Tomasso was an extraordinary dog in many respects. On one of his first walks with me in his new Italian neighborhood, Tommaso found a kitten under a dumpster and brought her home in his mouth. He cleaned her incessantly — she was clearly happy, purring loudly and then falling into a deep slumber. She was tiny and still looking for mother’s milk, and so kneaded on Tommaso’s belly —which he happily allowed her to do. Her name was Rosie and they became great friends.
In the years that followed we lived an international life. He had an Italian passport with his photo on it. His physical description read: “white with an orange head and flaming black cape.” The Italians can be quite romantic, even if it’s just for a passport.
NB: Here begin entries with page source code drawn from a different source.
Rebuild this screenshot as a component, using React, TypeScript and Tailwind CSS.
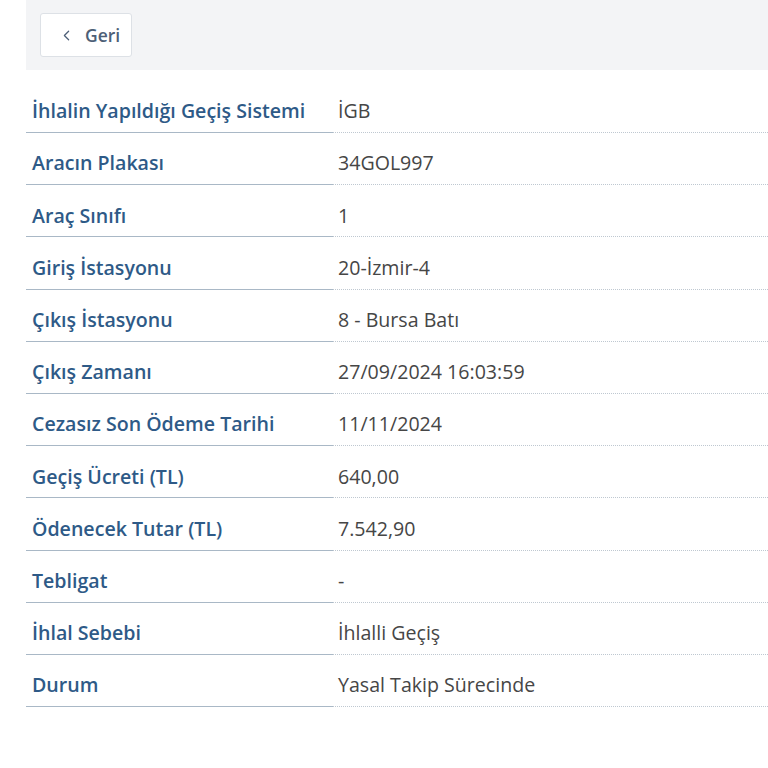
import { ChevronLeft } from "lucide-react";

const rows: [string, string][] = [
  ["İhlalin Yapıldığı Geçiş Sistemi", "İGB"],
  ["Aracın Plakası", "34GOL997"],
  ["Araç Sınıfı", "1"],
  ["Giriş İstasyonu", "20-İzmir-4"],
  ["Çıkış İstasyonu", "8 - Bursa Batı"],
  ["Çıkış Zamanı", "27/09/2024 16:03:59"],
  ["Cezasız Son Ödeme Tarihi", "11/11/2024"],
  ["Geçiş Ücreti (TL)", "640,00"],
  ["Ödenecek Tutar (TL)", "7.542,90"],
  ["Tebligat", "-"],
  ["İhlal Sebebi", "İhlalli Geçiş"],
  ["Durum", "Yasal Takip Sürecinde"],
];

const App = () => {
  return (
    <div className="min-h-[768px] bg-white font-['Open_Sans',sans-serif]">
      <div className="ml-[26px] flex h-[70px] items-center bg-[#f3f4f6] pl-[14px]">
        <button className="flex h-[44px] items-center gap-[10px] rounded-[3px] border border-[#dde1e6] bg-white pl-[17px] pr-[11px] text-[17.5px] font-semibold text-[#4d5f77]">
          <ChevronLeft size={17} strokeWidth={1.75} />
          Geri
        </button>
      </div>
      <div className="ml-[26px] mt-[10px]">
        {rows.map(([label, value], i) => (
          <div key={label} className={i === 0 ? "flex h-[53px]" : "flex h-[52.2px]"}>
            <div className="flex w-[307px] shrink-0 items-center border-b border-[#a9b8c6] pl-[6px] pt-[9px] text-[19.6px] font-semibold text-[#2e5a87]">
              {label}
            </div>
            <div className="flex flex-1 items-center border-b border-dotted border-[#bfc8d1] pl-[5px] pt-[9px] text-[19.6px] text-[#464646]">
              {value}
            </div>
          </div>
        ))}
      </div>
    </div>
  );
};

export default App;
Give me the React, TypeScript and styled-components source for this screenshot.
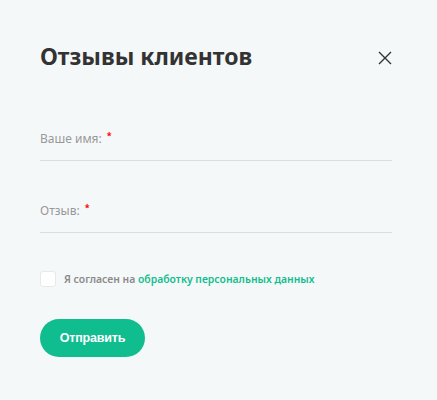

I moved back to Brooklyn permanently about 6 years ago, and Tommaso lived with me and my husband in Dumbo, until he could no longer make it up the 6 flights of stairs in our no-elevator loft building. Luckily, my parents lived on Willow Place and were crazy about their canine grandson. The 2nd floor of their house was vacant at the time, and I asked if I could rent it and put my painting studio there. This way Tommaso could live on the ground floor with his grandparents. When I would return to her home in DUMBO in the evenings, Tommaso would be with my’ parents and in great company. He would continue his daily trips to Key Food for his steak.